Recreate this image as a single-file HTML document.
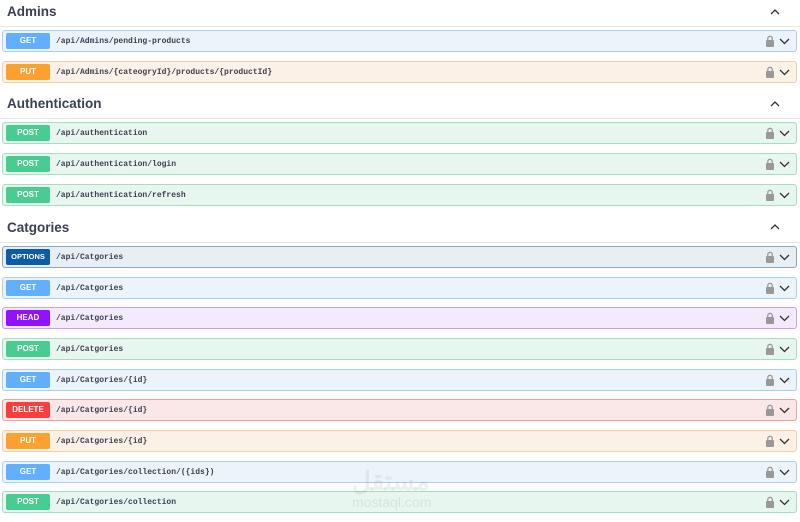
<!DOCTYPE html>
<html><head><meta charset="utf-8"><style>
body{margin:0;width:800px;height:522px;background:#fff;font-family:"Liberation Sans",sans-serif;position:relative;overflow:hidden}
.h{position:absolute;left:7px;font-size:13.5px;font-weight:bold;color:#3b4151}
.hl{position:absolute;left:0;width:800px;height:1px;background:#e6e7e9}
.up{position:absolute;left:770px;width:10px;height:10px}
.r{position:absolute;left:2px;width:793px;height:20px;border:1px solid;border-radius:3px}
.b{position:absolute;left:3px;top:2px;width:44px;height:16px;border-radius:2px;color:#fff;font-size:8px;font-weight:bold;text-align:center;line-height:16px}
.p{position:absolute;left:53px;top:1px;line-height:20px;font-family:"Liberation Mono",monospace;font-size:8px;font-weight:bold;color:#3b4151}
.ic{position:absolute;right:6px;top:4px}
.get{background:#ebf3fb;border-color:#a9cff5}.get .b{background:#61affe}
.put{background:#fbf1e6;border-color:#f4cf9f}.put .b{background:#fca130}
.post{background:#e8f6f0;border-color:#a2e0c2}.post .b{background:#49cc90}
.opt{background:#e7eef4;border-color:#8aa7c6}.opt .b{background:#0d5aa7;font-size:7.5px}
.head{background:#f3eafc;border-color:#cd9cf5}.head .b{background:#9012fe}
.del{background:#fae7e7;border-color:#f2a0a0}.del .b{background:#f93e3e}
.wm{position:absolute;left:352px;top:466px;font-size:26px;font-weight:bold;color:rgba(120,120,120,.12)}
.wm2{position:absolute;left:352px;top:494px;font-size:14px;color:rgba(120,120,120,.15)}
</style></head><body>
<svg width="0" height="0" style="position:absolute"><defs>
<g id="ic"><rect x="0" y="5" width="8" height="7" rx="1" fill="#999"/><path d="M1.8 5.5V3.5a2.2 2.2 0 0 1 4.4 0V5.5" fill="none" stroke="#999" stroke-width="1.3"/><path d="M14 4l4.5 4.5L23 4" fill="none" stroke="#333" stroke-width="1.3"/></g>
</defs></svg>
<div class="h" style="top:4px">Admins</div><div class="hl" style="top:26px"></div>
<svg class="up" style="top:7px" viewBox="0 0 10 10"><path d="M1 7l4-4 4 4" fill="none" stroke="#333" stroke-width="1.3"/></svg>
<div class="h" style="top:96px">Authentication</div><div class="hl" style="top:118px"></div>
<svg class="up" style="top:99px" viewBox="0 0 10 10"><path d="M1 7l4-4 4 4" fill="none" stroke="#333" stroke-width="1.3"/></svg>
<div class="h" style="top:220px">Catgories</div><div class="hl" style="top:242px"></div>
<svg class="up" style="top:222px" viewBox="0 0 10 10"><path d="M1 7l4-4 4 4" fill="none" stroke="#333" stroke-width="1.3"/></svg>

<div class="r get" style="top:30px"><div class="b">GET</div><div class="p">/api/Admins/pending-products</div><svg class="ic" width="24" height="12"><use href="#ic"/></svg></div>
<div class="r put" style="top:61px"><div class="b">PUT</div><div class="p">/api/Admins/{cateogryId}/products/{productId}</div><svg class="ic" width="24" height="12"><use href="#ic"/></svg></div>

<div class="r post" style="top:122px"><div class="b">POST</div><div class="p">/api/authentication</div><svg class="ic" width="24" height="12"><use href="#ic"/></svg></div>
<div class="r post" style="top:153px"><div class="b">POST</div><div class="p">/api/authentication/login</div><svg class="ic" width="24" height="12"><use href="#ic"/></svg></div>
<div class="r post" style="top:184px"><div class="b">POST</div><div class="p">/api/authentication/refresh</div><svg class="ic" width="24" height="12"><use href="#ic"/></svg></div>

<div class="r opt" style="top:246px"><div class="b">OPTIONS</div><div class="p">/api/Catgories</div><svg class="ic" width="24" height="12"><use href="#ic"/></svg></div>
<div class="r get" style="top:277px"><div class="b">GET</div><div class="p">/api/Catgories</div><svg class="ic" width="24" height="12"><use href="#ic"/></svg></div>
<div class="r head" style="top:307px"><div class="b">HEAD</div><div class="p">/api/Catgories</div><svg class="ic" width="24" height="12"><use href="#ic"/></svg></div>
<div class="r post" style="top:338px"><div class="b">POST</div><div class="p">/api/Catgories</div><svg class="ic" width="24" height="12"><use href="#ic"/></svg></div>
<div class="r get" style="top:369px"><div class="b">GET</div><div class="p">/api/Catgories/{id}</div><svg class="ic" width="24" height="12"><use href="#ic"/></svg></div>
<div class="r del" style="top:399px"><div class="b">DELETE</div><div class="p">/api/Catgories/{id}</div><svg class="ic" width="24" height="12"><use href="#ic"/></svg></div>
<div class="r put" style="top:430px"><div class="b">PUT</div><div class="p">/api/Catgories/{id}</div><svg class="ic" width="24" height="12"><use href="#ic"/></svg></div>
<div class="r get" style="top:461px"><div class="b">GET</div><div class="p">/api/Catgories/collection/({ids})</div><svg class="ic" width="24" height="12"><use href="#ic"/></svg></div>
<div class="r post" style="top:491px"><div class="b">POST</div><div class="p">/api/Catgories/collection</div><svg class="ic" width="24" height="12"><use href="#ic"/></svg></div>
<div class="wm" style="font-family:'Liberation Sans','Noto Sans CJK SC',sans-serif">مستقل</div>
<div class="wm2">mostaql.com</div>
</body></html>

:: WHAT IS BEING ASKED ::
Images in the data above are to be skipped. Retype all other material exactly.

:: FULL ANSWER ::
Recreate this image as a single-file HTML document.
<!DOCTYPE html>
<html><head><meta charset="utf-8"><style>
body{margin:0;width:800px;height:522px;background:#fff;font-family:"Liberation Sans",sans-serif;position:relative;overflow:hidden}
.h{position:absolute;left:7px;font-size:13.5px;font-weight:bold;color:#3b4151}
.hl{position:absolute;left:0;width:800px;height:1px;background:#e6e7e9}
.up{position:absolute;left:770px;width:10px;height:10px}
.r{position:absolute;left:2px;width:793px;height:20px;border:1px solid;border-radius:3px}
.b{position:absolute;left:3px;top:2px;width:44px;height:16px;border-radius:2px;color:#fff;font-size:8px;font-weight:bold;text-align:center;line-height:16px}
.p{position:absolute;left:53px;top:1px;line-height:20px;font-family:"Liberation Mono",monospace;font-size:8px;font-weight:bold;color:#3b4151}
.ic{position:absolute;right:6px;top:4px}
.get{background:#ebf3fb;border-color:#a9cff5}.get .b{background:#61affe}
.put{background:#fbf1e6;border-color:#f4cf9f}.put .b{background:#fca130}
.post{background:#e8f6f0;border-color:#a2e0c2}.post .b{background:#49cc90}
.opt{background:#e7eef4;border-color:#8aa7c6}.opt .b{background:#0d5aa7;font-size:7.5px}
.head{background:#f3eafc;border-color:#cd9cf5}.head .b{background:#9012fe}
.del{background:#fae7e7;border-color:#f2a0a0}.del .b{background:#f93e3e}
.wm{position:absolute;left:352px;top:466px;font-size:26px;font-weight:bold;color:rgba(120,120,120,.12)}
.wm2{position:absolute;left:352px;top:494px;font-size:14px;color:rgba(120,120,120,.15)}
</style></head><body>
<svg width="0" height="0" style="position:absolute"><defs>
<g id="ic"><rect x="0" y="5" width="8" height="7" rx="1" fill="#999"/><path d="M1.8 5.5V3.5a2.2 2.2 0 0 1 4.4 0V5.5" fill="none" stroke="#999" stroke-width="1.3"/><path d="M14 4l4.5 4.5L23 4" fill="none" stroke="#333" stroke-width="1.3"/></g>
</defs></svg>
<div class="h" style="top:4px">Admins</div><div class="hl" style="top:26px"></div>
<svg class="up" style="top:7px" viewBox="0 0 10 10"><path d="M1 7l4-4 4 4" fill="none" stroke="#333" stroke-width="1.3"/></svg>
<div class="h" style="top:96px">Authentication</div><div class="hl" style="top:118px"></div>
<svg class="up" style="top:99px" viewBox="0 0 10 10"><path d="M1 7l4-4 4 4" fill="none" stroke="#333" stroke-width="1.3"/></svg>
<div class="h" style="top:220px">Catgories</div><div class="hl" style="top:242px"></div>
<svg class="up" style="top:222px" viewBox="0 0 10 10"><path d="M1 7l4-4 4 4" fill="none" stroke="#333" stroke-width="1.3"/></svg>

<div class="r get" style="top:30px"><div class="b">GET</div><div class="p">/api/Admins/pending-products</div><svg class="ic" width="24" height="12"><use href="#ic"/></svg></div>
<div class="r put" style="top:61px"><div class="b">PUT</div><div class="p">/api/Admins/{cateogryId}/products/{productId}</div><svg class="ic" width="24" height="12"><use href="#ic"/></svg></div>

<div class="r post" style="top:122px"><div class="b">POST</div><div class="p">/api/authentication</div><svg class="ic" width="24" height="12"><use href="#ic"/></svg></div>
<div class="r post" style="top:153px"><div class="b">POST</div><div class="p">/api/authentication/login</div><svg class="ic" width="24" height="12"><use href="#ic"/></svg></div>
<div class="r post" style="top:184px"><div class="b">POST</div><div class="p">/api/authentication/refresh</div><svg class="ic" width="24" height="12"><use href="#ic"/></svg></div>

<div class="r opt" style="top:246px"><div class="b">OPTIONS</div><div class="p">/api/Catgories</div><svg class="ic" width="24" height="12"><use href="#ic"/></svg></div>
<div class="r get" style="top:277px"><div class="b">GET</div><div class="p">/api/Catgories</div><svg class="ic" width="24" height="12"><use href="#ic"/></svg></div>
<div class="r head" style="top:307px"><div class="b">HEAD</div><div class="p">/api/Catgories</div><svg class="ic" width="24" height="12"><use href="#ic"/></svg></div>
<div class="r post" style="top:338px"><div class="b">POST</div><div class="p">/api/Catgories</div><svg class="ic" width="24" height="12"><use href="#ic"/></svg></div>
<div class="r get" style="top:369px"><div class="b">GET</div><div class="p">/api/Catgories/{id}</div><svg class="ic" width="24" height="12"><use href="#ic"/></svg></div>
<div class="r del" style="top:399px"><div class="b">DELETE</div><div class="p">/api/Catgories/{id}</div><svg class="ic" width="24" height="12"><use href="#ic"/></svg></div>
<div class="r put" style="top:430px"><div class="b">PUT</div><div class="p">/api/Catgories/{id}</div><svg class="ic" width="24" height="12"><use href="#ic"/></svg></div>
<div class="r get" style="top:461px"><div class="b">GET</div><div class="p">/api/Catgories/collection/({ids})</div><svg class="ic" width="24" height="12"><use href="#ic"/></svg></div>
<div class="r post" style="top:491px"><div class="b">POST</div><div class="p">/api/Catgories/collection</div><svg class="ic" width="24" height="12"><use href="#ic"/></svg></div>
<div class="wm" style="font-family:'Liberation Sans','Noto Sans CJK SC',sans-serif">مستقل</div>
<div class="wm2">mostaql.com</div>
</body></html>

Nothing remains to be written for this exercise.